== Material provided
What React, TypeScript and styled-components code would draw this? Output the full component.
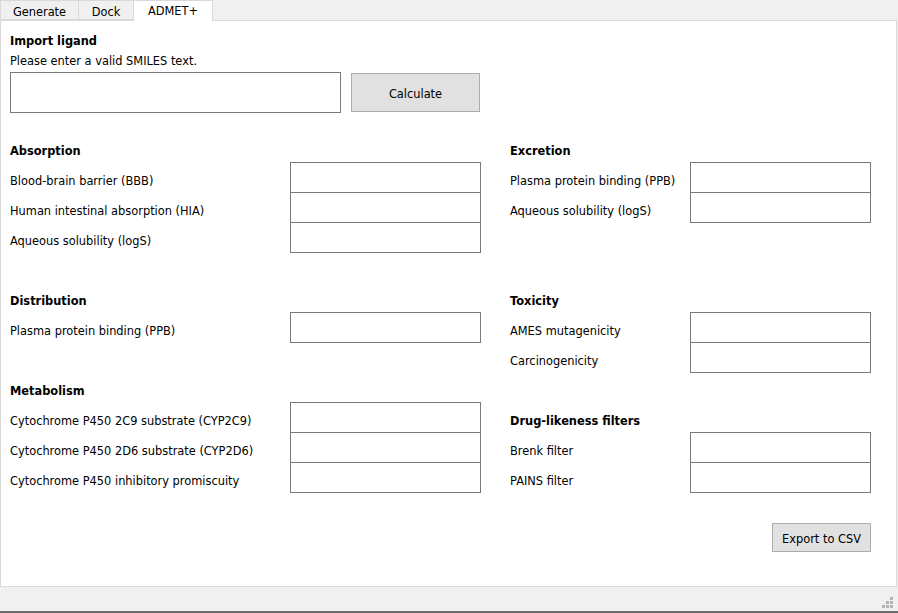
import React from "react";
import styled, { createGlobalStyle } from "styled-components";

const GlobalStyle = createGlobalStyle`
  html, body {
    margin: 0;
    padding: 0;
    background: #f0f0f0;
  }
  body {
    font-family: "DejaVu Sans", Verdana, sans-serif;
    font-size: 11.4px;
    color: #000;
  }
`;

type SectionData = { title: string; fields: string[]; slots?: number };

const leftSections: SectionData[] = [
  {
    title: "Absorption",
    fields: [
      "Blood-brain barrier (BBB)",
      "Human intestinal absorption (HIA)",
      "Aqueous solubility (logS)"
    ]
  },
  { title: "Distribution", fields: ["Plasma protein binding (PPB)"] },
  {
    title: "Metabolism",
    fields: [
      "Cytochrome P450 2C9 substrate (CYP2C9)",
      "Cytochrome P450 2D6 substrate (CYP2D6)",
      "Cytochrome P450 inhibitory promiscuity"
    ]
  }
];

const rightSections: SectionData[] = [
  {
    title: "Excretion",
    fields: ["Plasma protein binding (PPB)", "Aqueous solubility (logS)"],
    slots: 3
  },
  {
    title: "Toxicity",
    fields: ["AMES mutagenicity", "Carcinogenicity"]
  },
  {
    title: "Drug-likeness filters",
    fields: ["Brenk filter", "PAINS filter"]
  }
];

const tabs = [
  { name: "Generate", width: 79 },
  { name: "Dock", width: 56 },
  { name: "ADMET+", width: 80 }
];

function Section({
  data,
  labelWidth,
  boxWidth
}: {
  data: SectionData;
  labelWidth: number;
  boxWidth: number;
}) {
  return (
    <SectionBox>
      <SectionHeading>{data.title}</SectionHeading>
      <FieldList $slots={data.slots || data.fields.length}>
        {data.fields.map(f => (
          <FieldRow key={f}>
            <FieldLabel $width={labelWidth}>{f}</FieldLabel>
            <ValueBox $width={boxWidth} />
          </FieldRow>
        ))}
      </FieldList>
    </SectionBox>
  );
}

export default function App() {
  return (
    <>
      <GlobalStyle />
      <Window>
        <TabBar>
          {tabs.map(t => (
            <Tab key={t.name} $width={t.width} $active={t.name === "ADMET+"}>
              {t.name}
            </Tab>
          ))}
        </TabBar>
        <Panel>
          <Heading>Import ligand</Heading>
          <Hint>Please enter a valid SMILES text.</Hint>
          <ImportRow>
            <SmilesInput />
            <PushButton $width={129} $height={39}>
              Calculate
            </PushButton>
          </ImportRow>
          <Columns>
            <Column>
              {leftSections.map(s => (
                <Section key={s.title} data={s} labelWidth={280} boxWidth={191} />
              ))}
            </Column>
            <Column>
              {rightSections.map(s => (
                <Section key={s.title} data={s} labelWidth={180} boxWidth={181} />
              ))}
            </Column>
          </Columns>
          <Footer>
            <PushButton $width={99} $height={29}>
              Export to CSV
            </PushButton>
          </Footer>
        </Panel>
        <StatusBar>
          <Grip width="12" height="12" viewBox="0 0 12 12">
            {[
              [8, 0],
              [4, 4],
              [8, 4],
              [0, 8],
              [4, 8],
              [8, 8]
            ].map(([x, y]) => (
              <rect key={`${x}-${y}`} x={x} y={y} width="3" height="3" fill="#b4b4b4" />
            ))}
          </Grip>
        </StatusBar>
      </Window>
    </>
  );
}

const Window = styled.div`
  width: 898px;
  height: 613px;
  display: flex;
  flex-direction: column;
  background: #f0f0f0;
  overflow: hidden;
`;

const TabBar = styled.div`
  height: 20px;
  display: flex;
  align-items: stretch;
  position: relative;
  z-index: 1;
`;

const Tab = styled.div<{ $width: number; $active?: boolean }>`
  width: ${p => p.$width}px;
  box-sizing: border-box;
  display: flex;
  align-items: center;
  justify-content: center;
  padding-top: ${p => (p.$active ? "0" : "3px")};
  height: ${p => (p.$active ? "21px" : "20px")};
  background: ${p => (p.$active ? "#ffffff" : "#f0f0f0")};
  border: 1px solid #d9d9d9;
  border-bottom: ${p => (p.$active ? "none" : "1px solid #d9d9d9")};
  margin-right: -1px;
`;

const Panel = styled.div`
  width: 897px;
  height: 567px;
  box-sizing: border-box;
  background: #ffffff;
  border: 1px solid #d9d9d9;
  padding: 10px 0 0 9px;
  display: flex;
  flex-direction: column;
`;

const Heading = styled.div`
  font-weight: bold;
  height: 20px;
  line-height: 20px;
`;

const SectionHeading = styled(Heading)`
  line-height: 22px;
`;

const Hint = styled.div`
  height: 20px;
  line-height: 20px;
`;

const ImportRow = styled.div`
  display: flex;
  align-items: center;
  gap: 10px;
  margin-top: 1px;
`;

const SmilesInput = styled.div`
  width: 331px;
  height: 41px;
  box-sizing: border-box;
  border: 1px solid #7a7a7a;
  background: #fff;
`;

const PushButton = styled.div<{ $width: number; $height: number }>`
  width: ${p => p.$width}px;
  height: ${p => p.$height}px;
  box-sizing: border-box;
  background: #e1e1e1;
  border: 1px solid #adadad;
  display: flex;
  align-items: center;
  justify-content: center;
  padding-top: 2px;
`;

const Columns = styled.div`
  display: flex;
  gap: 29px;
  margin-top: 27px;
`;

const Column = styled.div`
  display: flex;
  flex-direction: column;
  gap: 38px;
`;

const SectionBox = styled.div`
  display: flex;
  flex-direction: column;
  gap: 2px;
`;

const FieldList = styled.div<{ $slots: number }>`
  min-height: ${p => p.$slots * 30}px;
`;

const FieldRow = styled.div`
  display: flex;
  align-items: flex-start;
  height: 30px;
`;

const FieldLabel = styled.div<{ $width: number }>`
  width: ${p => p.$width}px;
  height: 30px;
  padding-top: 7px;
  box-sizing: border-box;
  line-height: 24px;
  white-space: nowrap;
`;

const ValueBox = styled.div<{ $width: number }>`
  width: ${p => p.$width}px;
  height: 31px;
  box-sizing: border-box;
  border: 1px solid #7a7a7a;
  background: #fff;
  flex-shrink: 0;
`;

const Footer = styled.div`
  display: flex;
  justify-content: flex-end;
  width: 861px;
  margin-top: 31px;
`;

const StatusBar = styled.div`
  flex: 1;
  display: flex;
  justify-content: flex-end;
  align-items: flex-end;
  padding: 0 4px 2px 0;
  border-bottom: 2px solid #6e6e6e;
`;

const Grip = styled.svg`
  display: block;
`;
====
To do:
Determine how many lines include the word "React" and report that number by itself.

Response:
2